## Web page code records

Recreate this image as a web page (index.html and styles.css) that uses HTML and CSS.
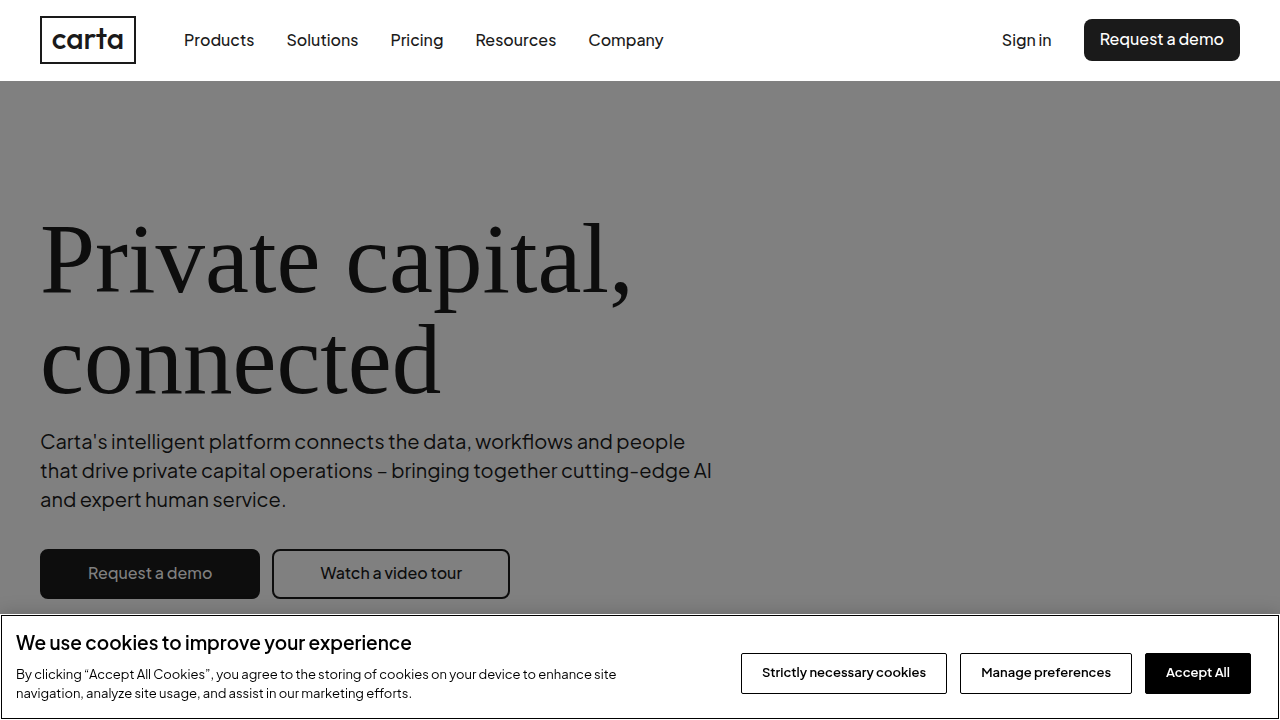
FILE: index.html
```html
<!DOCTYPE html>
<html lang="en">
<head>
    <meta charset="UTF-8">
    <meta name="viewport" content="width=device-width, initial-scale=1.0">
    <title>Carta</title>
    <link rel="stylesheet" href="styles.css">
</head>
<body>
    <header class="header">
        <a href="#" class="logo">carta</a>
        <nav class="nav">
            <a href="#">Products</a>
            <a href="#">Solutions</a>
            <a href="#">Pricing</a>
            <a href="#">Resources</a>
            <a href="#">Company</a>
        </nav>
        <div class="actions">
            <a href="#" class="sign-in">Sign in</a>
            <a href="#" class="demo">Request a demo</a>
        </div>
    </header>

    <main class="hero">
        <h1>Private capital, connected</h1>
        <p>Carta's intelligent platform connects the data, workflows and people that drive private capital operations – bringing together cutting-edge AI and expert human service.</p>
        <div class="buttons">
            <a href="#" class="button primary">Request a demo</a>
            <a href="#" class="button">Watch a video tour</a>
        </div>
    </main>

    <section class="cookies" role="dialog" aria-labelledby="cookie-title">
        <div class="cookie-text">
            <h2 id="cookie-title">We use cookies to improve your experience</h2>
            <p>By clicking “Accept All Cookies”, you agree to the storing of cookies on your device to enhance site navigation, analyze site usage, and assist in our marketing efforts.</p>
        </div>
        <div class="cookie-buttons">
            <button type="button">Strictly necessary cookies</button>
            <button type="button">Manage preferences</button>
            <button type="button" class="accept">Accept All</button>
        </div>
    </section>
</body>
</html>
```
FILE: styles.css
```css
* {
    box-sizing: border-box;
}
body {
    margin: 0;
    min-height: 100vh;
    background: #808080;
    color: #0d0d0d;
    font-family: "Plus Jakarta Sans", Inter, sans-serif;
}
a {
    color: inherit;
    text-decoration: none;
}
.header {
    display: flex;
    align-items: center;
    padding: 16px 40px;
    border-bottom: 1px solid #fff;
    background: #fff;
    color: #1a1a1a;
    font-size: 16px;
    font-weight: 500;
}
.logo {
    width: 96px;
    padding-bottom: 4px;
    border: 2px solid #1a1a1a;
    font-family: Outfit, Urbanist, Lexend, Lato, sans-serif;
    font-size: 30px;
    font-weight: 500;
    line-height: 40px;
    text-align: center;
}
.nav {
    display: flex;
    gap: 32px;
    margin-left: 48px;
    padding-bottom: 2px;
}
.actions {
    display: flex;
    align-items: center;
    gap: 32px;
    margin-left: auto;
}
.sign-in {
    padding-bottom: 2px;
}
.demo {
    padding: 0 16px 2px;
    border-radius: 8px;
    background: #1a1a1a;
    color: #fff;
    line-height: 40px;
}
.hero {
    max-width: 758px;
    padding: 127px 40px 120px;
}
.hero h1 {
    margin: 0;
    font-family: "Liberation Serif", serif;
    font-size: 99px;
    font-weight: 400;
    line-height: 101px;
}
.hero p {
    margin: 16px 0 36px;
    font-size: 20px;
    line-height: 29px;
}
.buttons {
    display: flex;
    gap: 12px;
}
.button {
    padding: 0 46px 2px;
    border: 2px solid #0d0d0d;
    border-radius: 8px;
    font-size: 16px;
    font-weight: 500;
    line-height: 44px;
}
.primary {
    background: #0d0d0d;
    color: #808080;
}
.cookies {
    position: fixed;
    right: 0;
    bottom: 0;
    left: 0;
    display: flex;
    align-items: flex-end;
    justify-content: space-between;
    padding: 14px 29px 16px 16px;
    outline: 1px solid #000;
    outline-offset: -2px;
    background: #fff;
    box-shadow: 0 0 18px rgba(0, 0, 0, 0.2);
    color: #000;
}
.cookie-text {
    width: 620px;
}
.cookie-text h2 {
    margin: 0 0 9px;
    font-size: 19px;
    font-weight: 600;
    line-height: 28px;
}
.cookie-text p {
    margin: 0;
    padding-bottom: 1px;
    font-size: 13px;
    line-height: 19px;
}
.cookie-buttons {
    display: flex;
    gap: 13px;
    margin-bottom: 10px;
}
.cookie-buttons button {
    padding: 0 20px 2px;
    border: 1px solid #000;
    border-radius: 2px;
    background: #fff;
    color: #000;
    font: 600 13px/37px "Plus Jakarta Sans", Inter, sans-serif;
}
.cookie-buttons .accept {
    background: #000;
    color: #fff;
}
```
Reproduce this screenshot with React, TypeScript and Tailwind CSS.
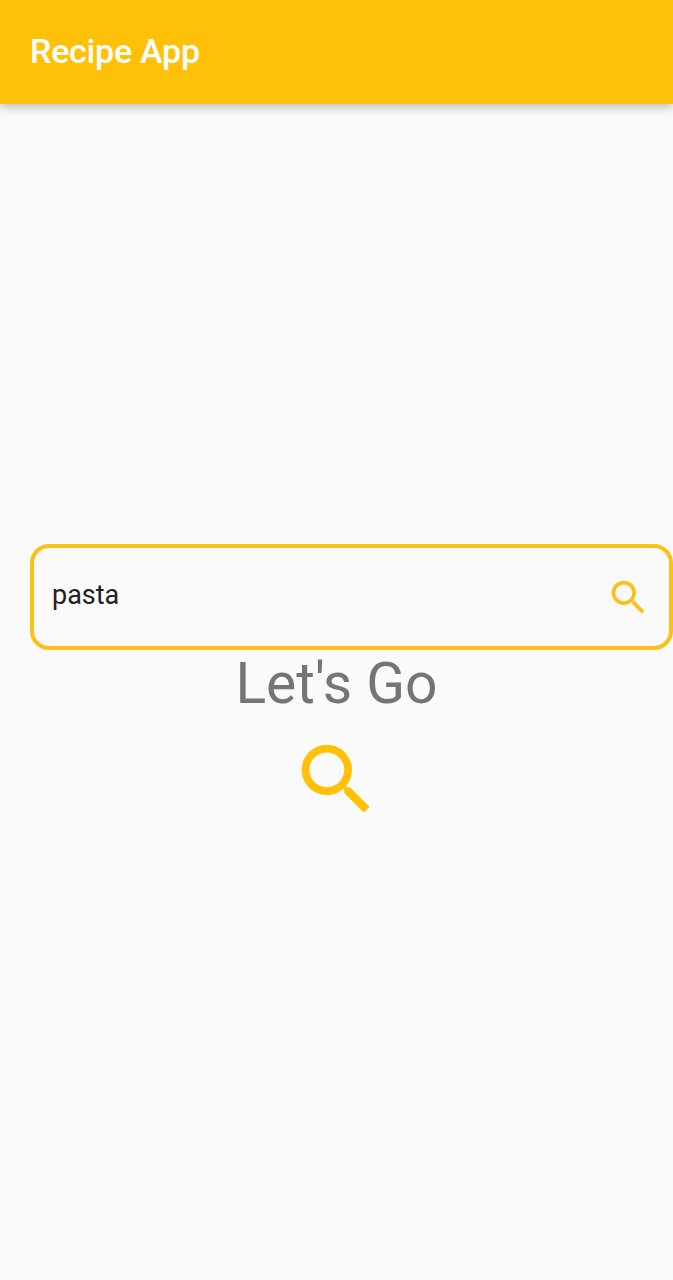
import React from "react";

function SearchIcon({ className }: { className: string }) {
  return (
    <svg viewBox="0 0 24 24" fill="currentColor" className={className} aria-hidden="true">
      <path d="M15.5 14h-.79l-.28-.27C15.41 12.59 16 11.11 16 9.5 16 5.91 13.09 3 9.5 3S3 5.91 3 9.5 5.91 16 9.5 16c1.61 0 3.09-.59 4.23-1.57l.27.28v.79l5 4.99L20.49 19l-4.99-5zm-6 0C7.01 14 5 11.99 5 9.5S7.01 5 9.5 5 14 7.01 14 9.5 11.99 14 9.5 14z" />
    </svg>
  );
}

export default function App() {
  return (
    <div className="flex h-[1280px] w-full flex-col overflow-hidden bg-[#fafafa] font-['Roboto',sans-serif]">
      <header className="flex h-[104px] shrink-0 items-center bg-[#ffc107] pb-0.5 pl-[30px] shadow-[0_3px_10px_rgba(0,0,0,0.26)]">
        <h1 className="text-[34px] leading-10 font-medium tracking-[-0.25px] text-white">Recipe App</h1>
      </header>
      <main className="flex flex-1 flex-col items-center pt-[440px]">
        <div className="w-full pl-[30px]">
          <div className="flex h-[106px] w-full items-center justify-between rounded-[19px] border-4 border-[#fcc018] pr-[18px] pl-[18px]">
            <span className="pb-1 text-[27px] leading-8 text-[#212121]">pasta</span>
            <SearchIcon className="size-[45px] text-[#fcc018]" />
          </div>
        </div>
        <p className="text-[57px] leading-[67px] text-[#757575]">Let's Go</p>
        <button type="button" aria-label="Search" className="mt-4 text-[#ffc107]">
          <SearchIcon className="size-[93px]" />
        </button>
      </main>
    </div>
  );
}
==
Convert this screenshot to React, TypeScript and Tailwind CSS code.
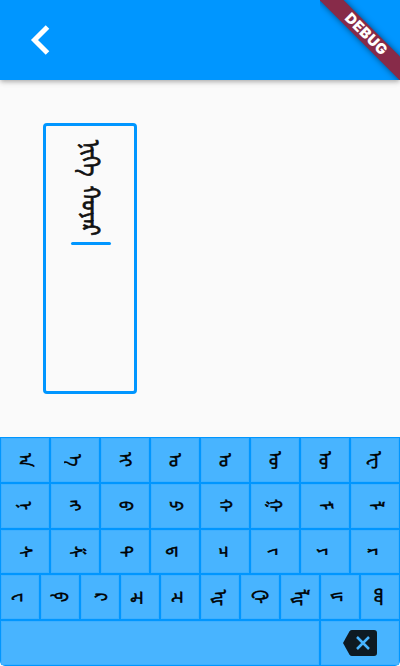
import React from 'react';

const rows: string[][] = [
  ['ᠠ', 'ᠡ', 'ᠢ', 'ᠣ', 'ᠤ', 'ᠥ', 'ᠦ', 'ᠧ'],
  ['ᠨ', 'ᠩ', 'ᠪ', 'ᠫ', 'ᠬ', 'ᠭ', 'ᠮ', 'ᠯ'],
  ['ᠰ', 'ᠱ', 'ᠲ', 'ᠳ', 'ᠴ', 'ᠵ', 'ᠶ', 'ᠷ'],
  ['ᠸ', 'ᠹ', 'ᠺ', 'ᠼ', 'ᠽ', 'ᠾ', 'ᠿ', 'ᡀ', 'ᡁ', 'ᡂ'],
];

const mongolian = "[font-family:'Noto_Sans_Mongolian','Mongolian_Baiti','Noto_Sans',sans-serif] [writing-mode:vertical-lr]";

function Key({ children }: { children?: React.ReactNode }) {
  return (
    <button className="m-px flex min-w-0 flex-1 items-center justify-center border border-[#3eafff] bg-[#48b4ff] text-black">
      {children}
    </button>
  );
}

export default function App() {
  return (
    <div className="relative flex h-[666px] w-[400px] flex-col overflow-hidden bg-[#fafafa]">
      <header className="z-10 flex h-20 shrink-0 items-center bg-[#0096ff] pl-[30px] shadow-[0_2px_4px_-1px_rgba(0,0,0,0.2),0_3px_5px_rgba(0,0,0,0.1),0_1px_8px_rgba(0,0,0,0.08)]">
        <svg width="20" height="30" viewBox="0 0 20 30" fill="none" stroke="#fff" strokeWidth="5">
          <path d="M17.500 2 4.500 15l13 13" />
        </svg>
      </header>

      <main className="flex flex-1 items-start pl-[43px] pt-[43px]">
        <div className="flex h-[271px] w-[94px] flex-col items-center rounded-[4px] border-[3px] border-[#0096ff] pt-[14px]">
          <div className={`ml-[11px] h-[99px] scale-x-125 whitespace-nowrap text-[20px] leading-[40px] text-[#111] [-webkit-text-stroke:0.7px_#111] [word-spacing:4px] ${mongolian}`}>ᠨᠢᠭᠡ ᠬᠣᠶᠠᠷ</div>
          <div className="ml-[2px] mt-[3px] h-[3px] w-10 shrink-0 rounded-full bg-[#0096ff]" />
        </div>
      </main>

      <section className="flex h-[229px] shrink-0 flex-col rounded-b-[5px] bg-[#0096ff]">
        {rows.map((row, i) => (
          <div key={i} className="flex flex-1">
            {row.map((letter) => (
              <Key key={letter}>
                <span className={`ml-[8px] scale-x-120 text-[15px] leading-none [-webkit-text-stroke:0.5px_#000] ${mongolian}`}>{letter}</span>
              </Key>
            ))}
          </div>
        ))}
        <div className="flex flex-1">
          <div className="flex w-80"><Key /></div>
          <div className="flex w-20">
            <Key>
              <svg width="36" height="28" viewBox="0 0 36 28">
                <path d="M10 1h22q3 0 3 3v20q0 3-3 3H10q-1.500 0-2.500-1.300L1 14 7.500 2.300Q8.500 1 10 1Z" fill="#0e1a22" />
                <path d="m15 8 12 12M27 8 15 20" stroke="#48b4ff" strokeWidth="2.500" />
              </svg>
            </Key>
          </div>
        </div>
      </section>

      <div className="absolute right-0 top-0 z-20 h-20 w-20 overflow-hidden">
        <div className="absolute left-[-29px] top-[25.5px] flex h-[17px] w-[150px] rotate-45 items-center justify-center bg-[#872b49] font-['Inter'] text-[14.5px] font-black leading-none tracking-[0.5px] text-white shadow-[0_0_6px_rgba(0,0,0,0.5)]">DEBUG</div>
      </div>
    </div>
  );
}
* * *
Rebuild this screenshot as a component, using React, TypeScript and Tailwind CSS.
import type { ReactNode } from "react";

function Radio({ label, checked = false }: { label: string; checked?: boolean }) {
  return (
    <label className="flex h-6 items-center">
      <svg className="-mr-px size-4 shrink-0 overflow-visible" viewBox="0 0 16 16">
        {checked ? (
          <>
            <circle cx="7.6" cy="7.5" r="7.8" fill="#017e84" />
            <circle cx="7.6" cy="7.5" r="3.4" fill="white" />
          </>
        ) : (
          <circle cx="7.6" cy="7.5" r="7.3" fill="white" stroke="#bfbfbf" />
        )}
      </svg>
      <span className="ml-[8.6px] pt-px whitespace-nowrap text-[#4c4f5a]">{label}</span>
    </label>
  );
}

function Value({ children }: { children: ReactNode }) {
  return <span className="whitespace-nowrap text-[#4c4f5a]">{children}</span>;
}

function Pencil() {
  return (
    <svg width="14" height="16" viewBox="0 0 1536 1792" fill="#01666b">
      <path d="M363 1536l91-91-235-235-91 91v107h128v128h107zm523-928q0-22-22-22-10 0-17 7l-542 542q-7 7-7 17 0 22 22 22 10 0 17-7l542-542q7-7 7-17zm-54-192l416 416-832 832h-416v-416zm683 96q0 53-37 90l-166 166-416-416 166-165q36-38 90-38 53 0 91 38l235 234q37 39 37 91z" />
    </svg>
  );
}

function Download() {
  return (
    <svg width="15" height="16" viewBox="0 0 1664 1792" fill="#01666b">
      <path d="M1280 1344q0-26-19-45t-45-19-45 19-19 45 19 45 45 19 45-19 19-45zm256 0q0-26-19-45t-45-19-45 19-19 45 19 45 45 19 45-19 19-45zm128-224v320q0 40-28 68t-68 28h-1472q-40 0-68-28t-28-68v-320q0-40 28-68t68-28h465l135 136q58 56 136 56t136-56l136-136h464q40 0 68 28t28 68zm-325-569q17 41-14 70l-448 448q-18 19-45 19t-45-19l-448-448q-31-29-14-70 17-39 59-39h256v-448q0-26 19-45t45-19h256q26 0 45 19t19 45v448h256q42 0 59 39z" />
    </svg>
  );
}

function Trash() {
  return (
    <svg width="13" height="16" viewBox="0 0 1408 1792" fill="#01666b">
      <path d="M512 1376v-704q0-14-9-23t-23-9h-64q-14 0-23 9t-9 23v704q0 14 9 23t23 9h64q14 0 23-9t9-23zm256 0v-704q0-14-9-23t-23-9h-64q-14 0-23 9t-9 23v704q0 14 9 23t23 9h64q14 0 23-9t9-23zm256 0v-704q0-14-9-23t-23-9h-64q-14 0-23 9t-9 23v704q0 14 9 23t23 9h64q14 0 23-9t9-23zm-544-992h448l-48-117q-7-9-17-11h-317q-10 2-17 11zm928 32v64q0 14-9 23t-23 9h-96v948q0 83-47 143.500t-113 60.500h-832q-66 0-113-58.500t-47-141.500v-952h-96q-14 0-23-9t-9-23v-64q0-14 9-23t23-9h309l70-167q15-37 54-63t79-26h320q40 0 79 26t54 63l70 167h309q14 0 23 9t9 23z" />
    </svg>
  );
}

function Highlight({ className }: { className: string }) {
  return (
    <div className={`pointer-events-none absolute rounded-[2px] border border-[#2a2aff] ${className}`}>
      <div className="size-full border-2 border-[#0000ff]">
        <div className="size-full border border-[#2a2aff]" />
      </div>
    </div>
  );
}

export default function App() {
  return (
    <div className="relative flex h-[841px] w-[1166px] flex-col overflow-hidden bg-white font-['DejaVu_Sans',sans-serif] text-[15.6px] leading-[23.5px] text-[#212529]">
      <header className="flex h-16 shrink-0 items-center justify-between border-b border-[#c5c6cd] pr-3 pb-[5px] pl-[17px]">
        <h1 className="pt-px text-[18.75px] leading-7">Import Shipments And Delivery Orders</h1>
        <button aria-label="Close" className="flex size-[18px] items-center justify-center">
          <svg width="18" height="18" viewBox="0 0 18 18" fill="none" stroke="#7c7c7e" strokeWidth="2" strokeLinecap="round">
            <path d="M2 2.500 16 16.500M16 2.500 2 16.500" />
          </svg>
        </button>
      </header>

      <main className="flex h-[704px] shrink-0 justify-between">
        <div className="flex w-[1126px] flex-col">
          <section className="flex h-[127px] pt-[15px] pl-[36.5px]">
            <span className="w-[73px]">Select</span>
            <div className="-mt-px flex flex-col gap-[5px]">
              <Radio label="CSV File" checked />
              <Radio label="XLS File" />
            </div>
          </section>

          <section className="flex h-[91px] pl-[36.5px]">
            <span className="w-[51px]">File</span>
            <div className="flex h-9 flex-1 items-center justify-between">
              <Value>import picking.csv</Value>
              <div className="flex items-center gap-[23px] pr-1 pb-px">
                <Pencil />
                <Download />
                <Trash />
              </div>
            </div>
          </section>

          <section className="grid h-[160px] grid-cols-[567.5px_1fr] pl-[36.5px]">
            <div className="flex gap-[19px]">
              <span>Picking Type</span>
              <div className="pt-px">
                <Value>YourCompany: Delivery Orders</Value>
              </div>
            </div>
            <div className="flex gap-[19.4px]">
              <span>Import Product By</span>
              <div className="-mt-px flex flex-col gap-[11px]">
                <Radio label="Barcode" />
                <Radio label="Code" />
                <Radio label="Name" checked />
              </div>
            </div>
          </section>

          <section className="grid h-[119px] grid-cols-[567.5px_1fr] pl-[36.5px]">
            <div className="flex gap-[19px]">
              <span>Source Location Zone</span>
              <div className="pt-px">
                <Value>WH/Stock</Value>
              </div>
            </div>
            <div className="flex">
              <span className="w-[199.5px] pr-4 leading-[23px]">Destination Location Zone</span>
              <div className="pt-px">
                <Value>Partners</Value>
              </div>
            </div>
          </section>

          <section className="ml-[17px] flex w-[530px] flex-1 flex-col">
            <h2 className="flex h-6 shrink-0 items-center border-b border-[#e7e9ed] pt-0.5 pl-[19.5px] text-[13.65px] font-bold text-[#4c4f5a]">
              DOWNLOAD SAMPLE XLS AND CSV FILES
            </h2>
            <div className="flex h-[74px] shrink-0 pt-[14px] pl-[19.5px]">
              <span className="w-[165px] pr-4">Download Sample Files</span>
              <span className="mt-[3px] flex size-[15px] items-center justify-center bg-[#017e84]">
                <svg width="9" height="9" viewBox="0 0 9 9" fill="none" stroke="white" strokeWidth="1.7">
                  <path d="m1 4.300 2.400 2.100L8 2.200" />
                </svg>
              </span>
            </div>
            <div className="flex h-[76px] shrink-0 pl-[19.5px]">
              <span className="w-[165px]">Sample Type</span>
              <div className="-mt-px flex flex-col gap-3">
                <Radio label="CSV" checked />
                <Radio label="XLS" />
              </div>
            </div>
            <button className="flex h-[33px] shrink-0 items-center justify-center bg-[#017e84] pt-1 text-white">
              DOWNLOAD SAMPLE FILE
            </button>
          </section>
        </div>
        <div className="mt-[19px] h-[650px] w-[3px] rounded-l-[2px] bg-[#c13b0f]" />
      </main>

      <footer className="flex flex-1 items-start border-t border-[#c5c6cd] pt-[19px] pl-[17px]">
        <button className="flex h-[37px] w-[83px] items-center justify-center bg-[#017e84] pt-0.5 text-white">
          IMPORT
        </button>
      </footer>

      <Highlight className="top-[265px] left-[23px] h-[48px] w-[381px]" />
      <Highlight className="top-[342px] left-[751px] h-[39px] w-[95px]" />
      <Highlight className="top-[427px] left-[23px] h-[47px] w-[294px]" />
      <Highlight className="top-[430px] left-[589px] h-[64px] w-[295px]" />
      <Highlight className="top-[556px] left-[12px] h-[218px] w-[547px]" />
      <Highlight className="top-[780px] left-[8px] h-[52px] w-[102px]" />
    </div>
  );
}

## Work to do
How many lines in the listing above contain "index"? Answer with the number alone.

## Correct response
2